As we travel further from Jerusalem in the film, we are surprised to find that the template of the Holy Sepulchre continues to inspire and shape the experience of pilgrims. Ahmanson explains that: “In churches across the old Roman Empire, from Africa and Palestine to the furthest reaches of Britain, liturgy was created to tell the story and to bring the spaces alive in the telling. Pilgrimages to Jerusalem and later to Rome and then to the tomb of Saint James in Spain became a kind of geographic liturgy. When the trip became too long or … too dangerous, believers found alternative destinations. Across the continent, from Magdeburg in Germany and Constance in Switzerland, to Bologna and Pisa in Italy and London and Cambridge in England, round churches or smaller models replicating the Church of the Holy Sepulchre became pilgrim destinations.” 
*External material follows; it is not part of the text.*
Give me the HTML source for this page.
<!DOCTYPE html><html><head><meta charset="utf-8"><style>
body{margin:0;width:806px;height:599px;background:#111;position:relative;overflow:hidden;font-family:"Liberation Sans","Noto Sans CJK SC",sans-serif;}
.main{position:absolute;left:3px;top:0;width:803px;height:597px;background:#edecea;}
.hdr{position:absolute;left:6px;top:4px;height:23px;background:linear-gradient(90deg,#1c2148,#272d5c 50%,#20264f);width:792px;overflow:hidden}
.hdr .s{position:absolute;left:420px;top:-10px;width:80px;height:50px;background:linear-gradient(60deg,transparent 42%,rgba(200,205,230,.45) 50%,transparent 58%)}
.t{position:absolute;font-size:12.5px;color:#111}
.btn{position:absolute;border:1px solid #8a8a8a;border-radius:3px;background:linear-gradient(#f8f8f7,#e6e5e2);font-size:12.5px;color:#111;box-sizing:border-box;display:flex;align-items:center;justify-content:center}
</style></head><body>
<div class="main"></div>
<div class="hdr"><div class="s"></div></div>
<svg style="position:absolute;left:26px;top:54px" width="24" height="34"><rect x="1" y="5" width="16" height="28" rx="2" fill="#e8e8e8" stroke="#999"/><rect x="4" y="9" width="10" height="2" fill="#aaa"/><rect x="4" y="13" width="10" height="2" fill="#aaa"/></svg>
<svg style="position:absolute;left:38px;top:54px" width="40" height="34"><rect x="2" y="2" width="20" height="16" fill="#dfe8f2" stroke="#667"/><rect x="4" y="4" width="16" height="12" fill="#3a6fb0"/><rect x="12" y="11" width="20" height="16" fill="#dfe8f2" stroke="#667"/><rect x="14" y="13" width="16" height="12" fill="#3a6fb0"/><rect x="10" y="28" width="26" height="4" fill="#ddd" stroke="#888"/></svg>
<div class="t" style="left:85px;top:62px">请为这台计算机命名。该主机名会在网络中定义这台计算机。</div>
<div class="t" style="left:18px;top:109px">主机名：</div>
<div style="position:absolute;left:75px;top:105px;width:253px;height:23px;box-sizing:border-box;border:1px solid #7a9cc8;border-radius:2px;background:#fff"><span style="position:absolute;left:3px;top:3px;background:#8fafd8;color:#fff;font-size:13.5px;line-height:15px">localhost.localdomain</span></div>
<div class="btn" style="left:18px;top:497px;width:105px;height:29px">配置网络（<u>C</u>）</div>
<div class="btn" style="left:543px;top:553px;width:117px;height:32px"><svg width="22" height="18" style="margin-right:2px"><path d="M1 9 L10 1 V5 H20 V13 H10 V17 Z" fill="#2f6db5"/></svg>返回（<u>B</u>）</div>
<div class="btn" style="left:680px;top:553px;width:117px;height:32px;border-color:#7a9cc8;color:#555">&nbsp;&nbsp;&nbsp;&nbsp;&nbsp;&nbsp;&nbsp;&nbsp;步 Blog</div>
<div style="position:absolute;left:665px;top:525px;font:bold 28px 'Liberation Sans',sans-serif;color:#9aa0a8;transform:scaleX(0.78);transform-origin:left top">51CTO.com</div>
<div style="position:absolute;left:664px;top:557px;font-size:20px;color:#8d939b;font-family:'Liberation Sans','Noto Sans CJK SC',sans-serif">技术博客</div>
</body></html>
Re-enacting, revisiting and reinhabiting Christ's journey to the cross and the meaning of his resurrection remains central to Christian experience, particularly during Lent and Holy Week. Walking labyrinths, Palm Sunday processions and Passion dramas, praying the Stations of the Cross, washing feet on Maundy Thursday, sharing a Passover meal, the Good Friday three-hour devotional, and the Dawn Eucharist on Easter Day are among the many ways Christians continue to follow in the footsteps of Jesus while remaining where they are during this most special season.  

Many of these practices provide the opportunity to go on pilgrimage while remaining at home. Just as with images of the New Jerusalem brought from Jerusalem to the churches of Europe, so with, for example, the practice of praying the Stations of the Cross which originated in medieval Europe when pilgrims were unable to visit the Holy Land, so instead “visited” the Holy places through prayer.  

The film, and other creative off-shoots including exhibitions of photographs from the pilgrimage taken by Kieran Dodds and performances by spoken word poet Street Hymns (one of the pilgrims), with his fellow poets Hanna Watson, Jasmine Sims, and Lo Alaman, in response to images of the New Jerusalem, provide viewers with a similar opportunity to experience, reflect and pray. The aim of all these initiatives is, as Ahmanson explains, what has always been the aim; “to serve this world to make it more like the heavenly home” where our ultimate citizenship lies, and to do so by “creating beauty in buildings and art and music and serving the suffering and those in all kinds of need”.